AI & Enterprise

What Are Multi-Agent Systems?

Multi-agent systems use several AI agents that divide a task, coordinate and check each other's work. Here's what they are, why companies build them, and the new reliability and cost risks they introduce.

Daniel Roth · Jun 17, 2026 · updated Jun 16, 2026
What Are Multi-Agent Systems?
Table of contents
  1. What a multi-agent system is
  2. Why companies build them
  3. The new failure modes
  4. How teams manage the risks
  5. Who should care
  6. Bottom line

The first generation of AI tools was a single model answering a single prompt. The frontier now is multi-agent systems: several AI agents that divide a job, coordinate, and check each other's work. It's a powerful pattern — and a new source of reliability and cost risks. Here's what multi-agent systems are, why companies are building them, and where they go wrong.

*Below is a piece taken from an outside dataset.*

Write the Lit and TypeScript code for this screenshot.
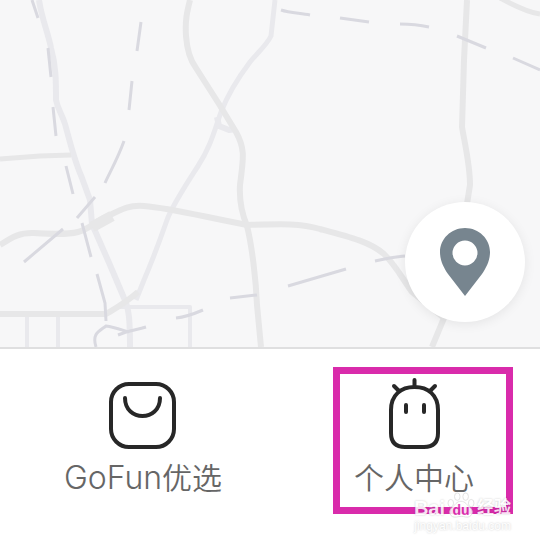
import { LitElement, html, css, svg } from "lit";
import { customElement } from "lit/decorators.js";

const greyRoads: { d: string; w: number }[] = [
  { d: "M190 0C187 12 185 20 186 36C187 50 190 60 196 68L219 104L236 132C246 150 243 160 240 185C239 202 242 214 247 226C252 246 256 280 257 305L261 347", w: 6 },
  { d: "M0 159L40 156L71 155", w: 5 },
  { d: "M0 245C14 236 20 233 32 233C50 234 66 235 78 232C90 229 94 222 108 216C124 208 130 205 144 206C170 208 200 216 247 225C280 224 300 223 320 229C350 237 370 242 384 254C396 266 402 278 412 292L444 318L432 347", w: 6 },
  { d: "M0 314L106 314C116 308 124 304 138 292", w: 6 },
  { d: "M467 0L464 60L462 127C465 145 470 165 470 185L466 210", w: 6 },
  { d: "M500 -2C512 4 525 12 540 14", w: 5 },
  { d: "M92 227L112 216", w: 11 },
];
const paleRoads: { d: string; w: number }[] = [
  { d: "M39 0C42 20 48 32 51 48C56 66 56 80 56 100C58 110 62 114 65 124C70 142 74 160 82 178L90 200L92 224L110 265L124 298C129 308 130 320 130 347", w: 6 },
  { d: "M275 0L271 36C266 46 258 52 250 62C238 78 228 94 221 112C214 132 210 148 198 166C184 188 172 206 167 220C160 240 150 266 144 280L136 300", w: 5 },
  { d: "M119 307L190 307L190 347", w: 4 },
  { d: "M27 316L27 347M58 316L58 347", w: 4 },
  { d: "M217 117L219 126L229 130L236 129", w: 6 },
];
const rails =
  "M32 0L38 18M48 48L51 77M53 107L56 136M66 166L73 194M82 223L91 257M97 274L105 303L106 321" +
  "M141 22L137 51M132 81L129 110M124 141C118 158 110 172 105 183M95 197L77 218M63 229L24 262" +
  "M96 347C92 334 98 332 106 326C114 327 122 330 129 332M118 335C128 331 136 330 146 327" +
  "M176 318C186 317 196 313 203 310M230 298L257 295M288 286L346 269M375 261C384 259 394 257 405 256" +
  "M281 10C290 13 300 13 310 15M340 18L369 22M400 24C410 24 420 25 429 27M457 36L486 48M513 58L540 70";

@customElement("city-map")
class CityMap extends LitElement {
  static styles = css`
    :host { display: block; background: #f7f7f8; overflow: hidden; }
    svg { display: block; width: 100%; height: 100%; }
    .road { fill: none; stroke: #e7e7e8; stroke-linejoin: round; }
    .pale { stroke: #e9e9ed; }
    .rail { fill: none; stroke: #d9d9e0; stroke-width: 3; }
  `;
  render() {
    return html`<svg viewBox="0 0 540 347" preserveAspectRatio="xMidYMid slice" aria-hidden="true">
      ${paleRoads.map((r) => svg`<path class="road pale" d=${r.d} stroke-width=${r.w} />`)}
      ${greyRoads.map((r) => svg`<path class="road" d=${r.d} stroke-width=${r.w} />`)}
      <path class="rail" d=${rails} />
    </svg>`;
  }
}

@customElement("app-root")
class AppRoot extends LitElement {
  static styles = css`
    :host {
      display: flex;
      flex-direction: column;
      min-height: 100vh;
      background: #fff;
      font-family: Inter, "Noto Sans CJK SC", sans-serif;
    }
    button { border: 0; padding: 0; margin: 0; background: none; font: inherit; cursor: pointer; }
    .stage { position: relative; display: grid; flex: 1; min-height: 240px; }
    .locate {
      position: absolute;
      right: 15px;
      bottom: 25px;
      display: grid;
      place-items: center;
      width: 120px;
      height: 120px;
      border-radius: 50%;
      background: #fff;
      box-shadow: 0 2px 12px rgba(0, 0, 0, 0.08);
    }
    .tabs {
      position: relative;
      display: grid;
      grid-template-columns: 1fr 1fr;
      gap: 19px;
      padding: 27px 0 47px 17px;
      border-top: 2px solid #dfdfe0;
    }
    .tab {
      display: flex;
      flex-direction: column;
      align-items: center;
      gap: 8px;
      color: #666;
      font-size: 30px;
      font-weight: 350;
      line-height: 40px;
    }
    .label { display: flex; align-items: baseline; height: 40px; }
    .latin { font-size: 32px; font-weight: 300; }
    .icon { display: block; fill: none; stroke: #272727; stroke-width: 4; stroke-linecap: round; }
    .frame {
      position: absolute;
      top: 18px;
      right: 27px;
      box-sizing: border-box;
      width: 180px;
      height: 147px;
      border: 7px solid #d92bab;
      pointer-events: none;
    }
    .mark {
      position: absolute;
      right: 29px;
      bottom: 11px;
      display: flex;
      flex-direction: column;
      align-items: flex-end;
      color: #fff;
      font-family: "Liberation Sans", "Noto Sans CJK SC", sans-serif;
      font-weight: 700;
      text-shadow: 0 0 2px rgba(0, 0, 0, 0.25);
      opacity: 0.85;
      pointer-events: none;
    }
    .brand { display: flex; align-items: flex-end; gap: 2px; font-size: 20px; line-height: 20px; }
    .pawbox { display: grid; justify-items: center; align-items: end; }
    .pawbox > * { grid-area: 1 / 1; }
    .du { color: #d92bab; text-shadow: none; font-size: 14px; line-height: 16px; }
    .cn { font-size: 17px; }
    .site { font-size: 12px; font-weight: 400; line-height: 16px; }
    .paw { fill: #fff; stroke: #dcdcdc; stroke-width: 1; }
  `;

  render() {
    return html`
      <main class="stage">
        <city-map></city-map>
        <button class="locate" aria-label="定位">
          <svg width="52" height="70" viewBox="0 0 52 70" aria-hidden="true">
            <path fill="#77858f" fill-rule="evenodd" d="M26 1C12 1 1 12 1 25C1 34 5 41 9 47L26 69L43 47C47 41 51 34 51 25C51 12 40 1 26 1ZM26 13.500A12.500 12.500 0 1 1 26 38.500A12.500 12.500 0 1 1 26 13.500Z" />
          </svg>
        </button>
      </main>
      <nav class="tabs">
        <button class="tab">
          <svg class="icon" width="70" height="74" viewBox="0 0 70 74" aria-hidden="true">
            <rect x="3" y="8" width="63" height="63" rx="18" />
            <path d="M17 22C17 46 52 46 52 22" />
          </svg>
          <span class="label"><span class="latin">GoFun</span><span>优选</span></span>
        </button>
        <button class="tab">
          <svg class="icon" width="70" height="74" viewBox="0 0 70 74" aria-hidden="true">
            <path d="M12 34C12 19 22 11 35.500 11C49 11 59 19 59 34V57Q59 71 45 71H26Q12 71 12 57ZM35.500 10V4M20 15L15 10M51 15L56 10M27 29V36M45 29V36" />
          </svg>
          <span class="label">个人中心</span>
        </button>
        <div class="frame"></div>
        <div class="mark">
          <div class="brand">
            <span>Bai</span>
            <span class="pawbox">
              <svg class="paw" width="28" height="26" viewBox="0 0 30 28" aria-hidden="true">
                <ellipse cx="4" cy="12" rx="3" ry="4" />
                <ellipse cx="11" cy="5" rx="3" ry="4" />
                <ellipse cx="20" cy="5" rx="3" ry="4" />
                <ellipse cx="26" cy="12" rx="3" ry="4" />
                <path d="M15 10C10 10 9 14 5 17C1 21 3 28 10 27C14 26 17 26 20 27C27 28 29 21 25 17C21 14 20 10 15 10Z" />
              </svg>
              <span class="du">du</span>
            </span>
            <span class="cn">经验</span>
          </div>
          <span class="site">jingyan.baidu.com</span>
        </div>
      </nav>
    `;
  }
}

What a multi-agent system is

Instead of one model doing everything, a multi-agent system uses multiple specialized agents that each handle part of a task and pass work between them. A common shape:

  • A planner breaks a goal into steps.
  • Worker agents each execute a step (research, write code, query a database, call an API).
  • A reviewer/verifier checks the output before it's accepted.
  • An orchestrator routes work and decides when the job is done.

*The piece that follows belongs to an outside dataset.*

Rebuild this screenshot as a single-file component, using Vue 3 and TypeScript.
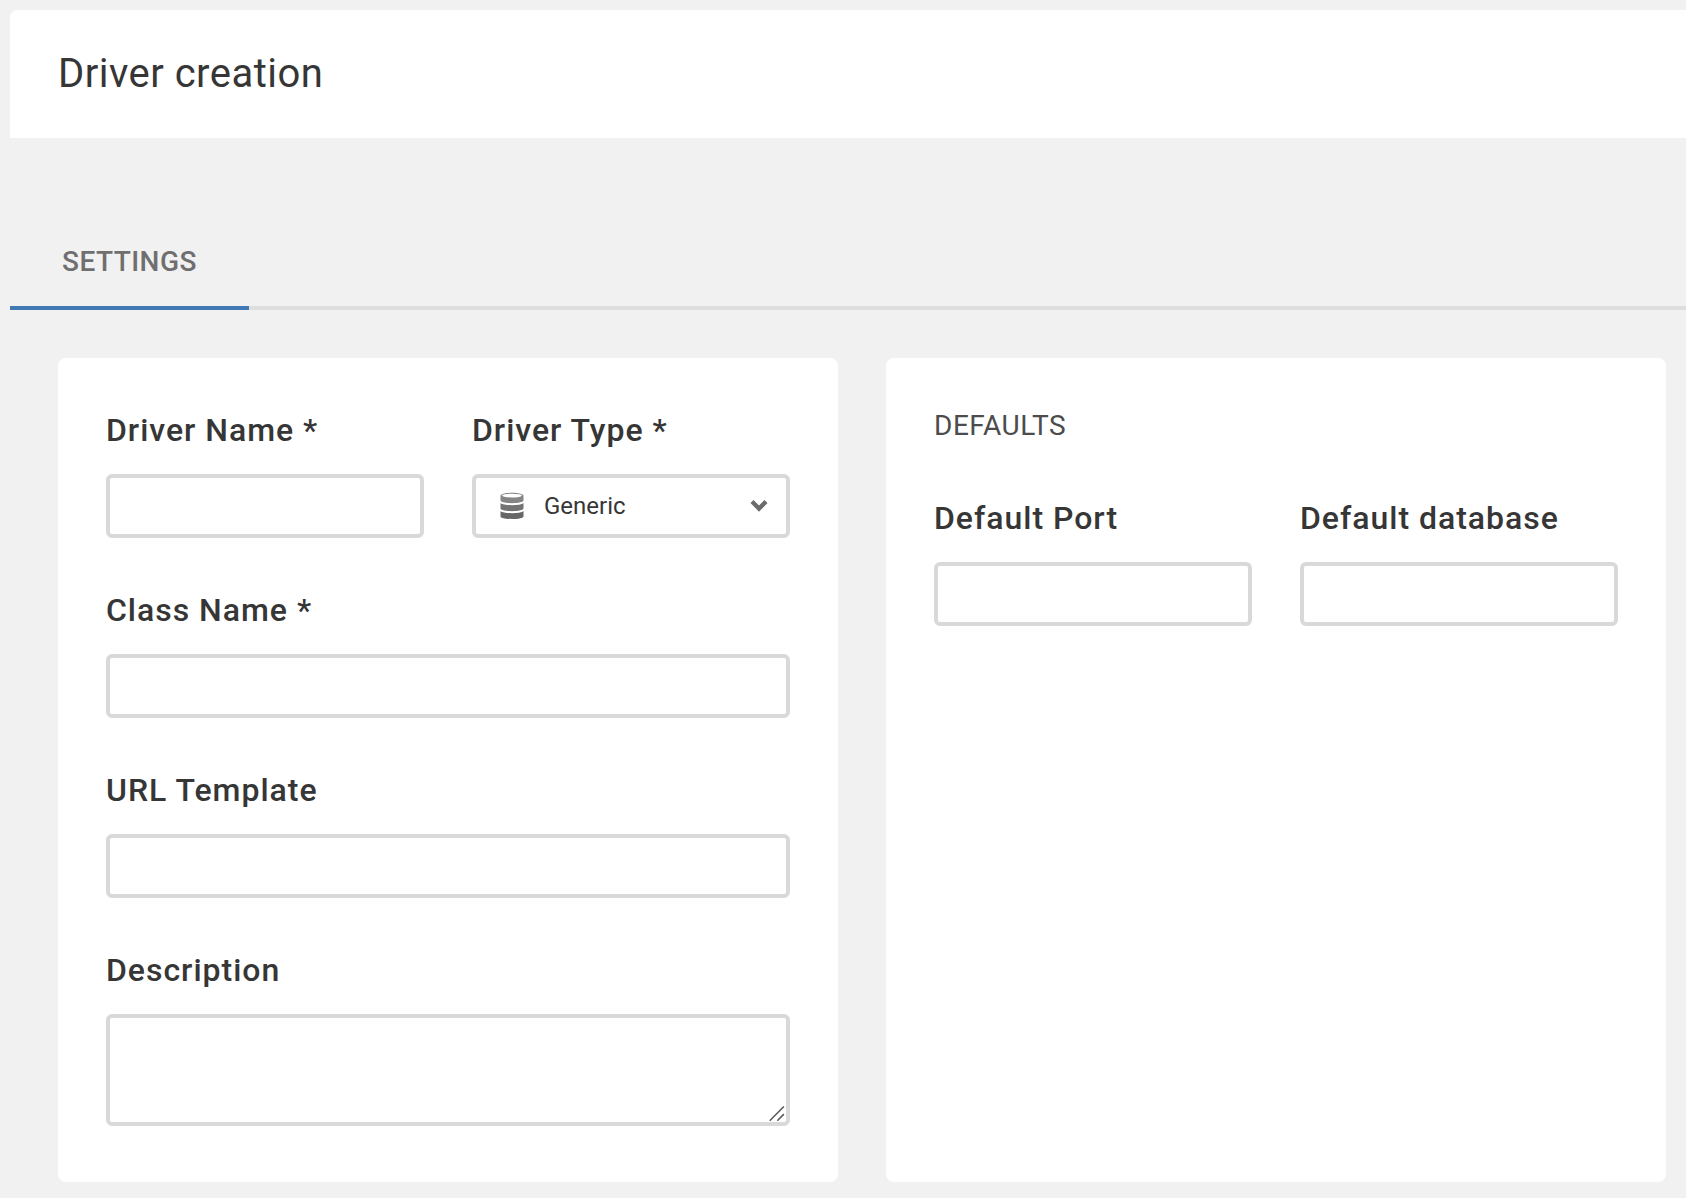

The idea borrows from how human teams work: specialists, a coordinator, and a reviewer.

Why companies build them

  • Specialization. A focused agent with the right tools and instructions often outperforms one generalist trying to do everything.
  • Complex, multi-step tasks. Jobs that need research, then action, then verification map naturally onto multiple agents.
  • Verification. A separate agent checking another's work catches errors a single pass would miss — improving reliability.
  • Parallelism. Independent subtasks can run at once, faster than one agent doing them in sequence.

The new failure modes

Multi-agent systems also introduce problems a single model doesn't have:

  • Error propagation. A mistake early in the chain gets amplified as later agents build on it.
  • Cost explosion. Every agent, every step, every retry is more model calls. A multi-agent task can cost many times a single prompt — easy to underestimate.
  • Coordination failures. Agents can loop, disagree, or get stuck handing work back and forth.
  • Compounding unreliability. Chain enough probabilistic steps together and the odds that something goes wrong rise quickly.
  • Harder debugging. When the output is wrong, finding which agent failed is more complex than inspecting one model.

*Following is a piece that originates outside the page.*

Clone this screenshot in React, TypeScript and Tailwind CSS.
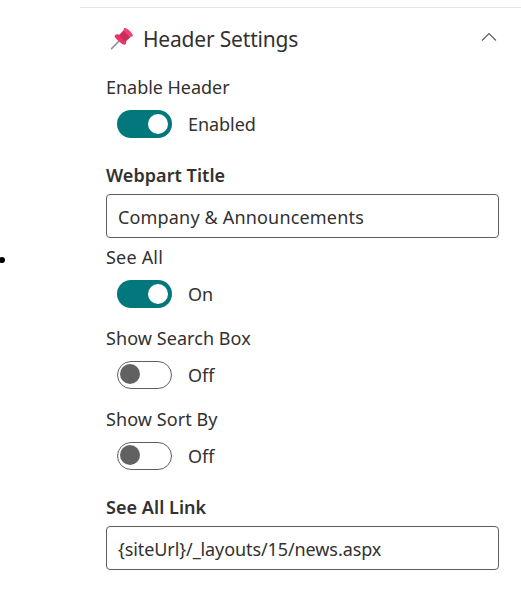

How teams manage the risks

  • Verification steps (a reviewer agent, or human checkpoints) at the points that matter.
  • Budgets and step limits so a runaway loop can't rack up huge costs.
  • Tiered models — cheap models for simple steps, the expensive one only where it counts.
  • Observability — logging each agent's input/output to debug and audit.
  • Scoped permissions so each agent can only do what its role requires.

Who should care

  • Engineering teams building agentic products — this is the architecture you'll grapple with.
  • Anyone budgeting AI — multi-agent costs scale fast and need controls.
  • Product leaders weighing reliability: more agents can mean more capability and more ways to fail.

Bottom line

Multi-agent systems split a task across specialized, coordinating agents with a reviewer — unlocking complex work and better verification than a single model. But they also multiply cost and introduce error propagation, coordination failures, and compounding unreliability. Build them with verification, budgets, step limits, and observability, and they're powerful. Build them naively, and they fail in expensive, hard-to-debug ways.